Walter Gropius (www.bostonhometeam.com) |
Speaking in the
Crystal Room of the Blackstone Hotel the Director of the School of Architecture
at Harvard University, Walter Gropius, addressed a large crowd on this date,
April 17, of 1950. According to the
account of the address in The Chicago
Tribune Mr. Gropius stated that “The recent wedding of art and industry in
the United States has opened a doorway upon a new era.” [Chicago Tribune, April 18, 1950]
The occasion
featured the formal announcement that the Institute of Design would be added as
a degree-granting department within the engineering division of the Illinois
Institute of Technology. The Institute
of Design was a direct descendant of the “New Bauhaus school” that was established
in Chicago in 1937 by Mr. Gropius and László Naholy Nagy.
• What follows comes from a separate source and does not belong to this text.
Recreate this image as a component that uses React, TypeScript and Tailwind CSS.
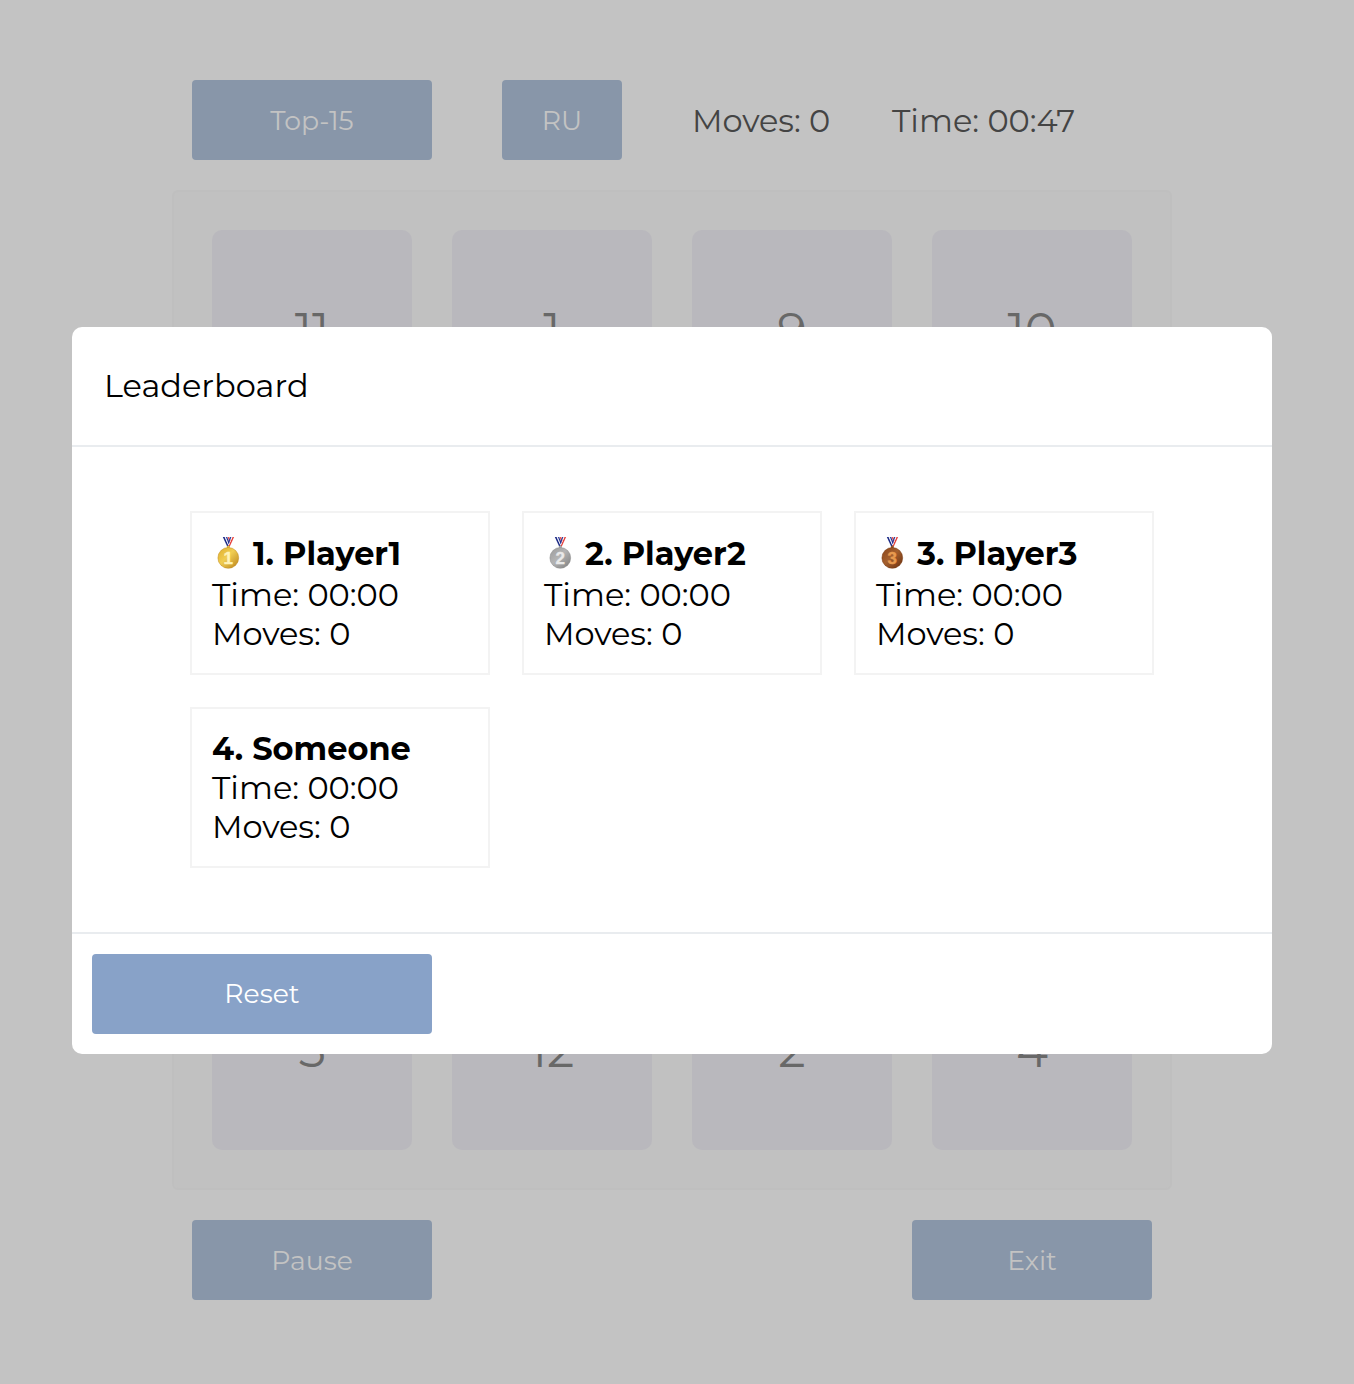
type MedalColors = { light: string; mid: string; dark: string; digit: string; edge: string };

type Player = { place: number; name: string; time: string; moves: number; medal?: MedalColors };

const players: Player[] = [
  { place: 1, name: "Player1", time: "00:00", moves: 0, medal: { light: "#f0cd52", mid: "#dfae2b", dark: "#b9811a", digit: "#fff3b8", edge: "#c08a1c" } },
  { place: 2, name: "Player2", time: "00:00", moves: 0, medal: { light: "#b4b4b4", mid: "#9b9b9b", dark: "#7d7d7d", digit: "#e9e9e9", edge: "#8a8a8a" } },
  { place: 3, name: "Player3", time: "00:00", moves: 0, medal: { light: "#a5602e", mid: "#8a4519", dark: "#6b300f", digit: "#e89a4f", edge: "#74360f" } },
  { place: 4, name: "Someone", time: "00:00", moves: 0 },
];

const tiles: (number | null)[] = [11, 1, 9, 10, null, null, null, null, null, null, null, null, 5, 12, 2, 4];

function Medal({ place, colors }: { place: number; colors: MedalColors }) {
  const id = `medal-${place}`;
  return (
    <svg className="h-[34px] w-8 shrink-0" viewBox="0 0 32 34">
      <defs>
        <linearGradient id={id} x1="0" y1="0" x2="1" y2="1">
          <stop offset="0" stopColor={colors.mid} />
          <stop offset="0.45" stopColor={colors.light} />
          <stop offset="1" stopColor={colors.dark} />
        </linearGradient>
      </defs>
      <path d="M20.4 1h1.7l-4.3 9.6h-1.6z" fill="#e6413c" />
      <path d="M19.4 1h1l-3.6 8.6h-.8z" fill="#fff" />
      <path d="M15.6 1h1.7l1 3.2-.9 2.4z" fill="#e9574f" />
      <path d="M18.2 1h1.2l-3 7.6-.8-1.4z" fill="#2a3a9a" />
      <path d="M10.8 1h1.9l4.2 9.6h-1.7z" fill="#1d2b86" />
      <path d="M12.7 1h1.2l3.1 7.4-.6 1.2z" fill="#eef0fa" />
      <path d="M13.9 1h1.3l2.2 5.8-.6 1.4z" fill="#1f2f92" />
      <circle cx="16.3" cy="11" r="1.2" fill={colors.light} stroke={colors.edge} strokeWidth="0.5" />
      <circle cx="16.3" cy="21.9" r="10.4" fill={`url(#${id})`} stroke={colors.edge} strokeWidth="0.5" />
      <text x="16.2" y="28" textAnchor="middle" className="font-['Liberation_Sans',sans-serif] text-[17px] font-bold" fill={colors.digit} stroke={colors.digit} strokeWidth="0.4">
        {place}
      </text>
    </svg>
  );
}

function Button({ label, className }: { label: string; className: string }) {
  return (
    <button type="button" className={`flex h-20 items-center justify-center rounded-[4px] text-[26.67px] font-normal ${className}`}>
      {label}
    </button>
  );
}

function PlayerCard({ player }: { player: Player }) {
  return (
    <article className="border-2 border-[#f3f3f3] p-5">
      <h3 className={player.medal ? "flex h-[42px] items-center pb-px font-bold" : "flex h-[39px] items-center font-bold"}>
        {player.medal && (
          <span className="mr-[9px] flex pb-0.5">
            <Medal place={player.place} colors={player.medal} />
          </span>
        )}
        {player.place}. {player.name}
      </h3>
      <p>Time: {player.time}</p>
      <p>Moves: {player.moves}</p>
    </article>
  );
}

export default function App() {
  return (
    <div className="relative h-[1384px] w-[1354px] overflow-hidden bg-[#c3c3c3] font-['Montserrat','Inter',sans-serif] text-[32px] leading-[39px] text-black">
      <main className="ml-[172px] flex w-[1000px] flex-col pt-20">
        <header className="flex items-center px-5 text-[#444444]">
          <Button label="Top-15" className="w-60 bg-[#8896a9] text-[#c3c3c3]" />
          <Button label="RU" className="ml-[70px] w-[120px] bg-[#8896a9] text-[#c3c3c3]" />
          <span className="ml-[70px] w-[200px] whitespace-nowrap pt-px">Moves: 0</span>
          <span className="whitespace-nowrap pt-px">Time: 00:47</span>
        </header>
        <section className="mt-[30px] grid grid-cols-4 gap-10 rounded-[6px] border-2 border-[#bfbfbf] bg-[#c1c1c1] p-[38px]">
          {tiles.map((n, i) => (
            <div key={i} className="flex h-[200px] items-center justify-center rounded-[10px] bg-[#b9b8bd] text-[48px] leading-none text-[#686868]">
              {n}
            </div>
          ))}
        </section>
        <footer className="mt-[30px] flex justify-between px-5">
          <Button label="Pause" className="w-60 bg-[#8896a9] text-[#c3c3c3]" />
          <Button label="Exit" className="w-60 bg-[#8896a9] text-[#c3c3c3]" />
        </footer>
      </main>

      <div role="dialog" className="absolute left-[72px] top-[327px] flex w-[1200px] flex-col rounded-[10px] bg-white">
        <h2 className="flex h-[120px] items-center border-b-2 border-[#e9ecef] pb-0.5 pl-8">Leaderboard</h2>
        <div className="grid grid-cols-[repeat(3,300px)] items-start justify-center gap-8 py-16">
          {players.map((p) => (
            <PlayerCard key={p.place} player={p} />
          ))}
        </div>
        <div className="border-t-2 border-[#e9ecef] p-5">
          <Button label="Reset" className="w-[340px] bg-[#88a2c8] pb-0.5 text-white" />
        </div>
      </div>
    </div>
  );
}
Both men, along with the Director of
Architecture at I.I.T., Ludwig Mies van der Rohe, were instrumental figures in
the German Bauhaus school.
“When I came to
this country in 1928, I remember that a highly honorable trade mark for
products designated for cultural distinction was ‘Imported from Europe,’” said
Mr. Gropius. “Our industrial products
will not only excel by good quality of their materials and manufacturing
processed used, but also by the inherent beauty of their indigenous design.”
“The artist,” he
continued, “is coming back into the fold of the community. From his ivory tower he will move closer to
the latest laboratory and to the factory; he will become a legitimate brother
of the scientist, the engineer, and the business man.”
Do you suppose,
somewhere along the line, Steve Jobs got hold of that address?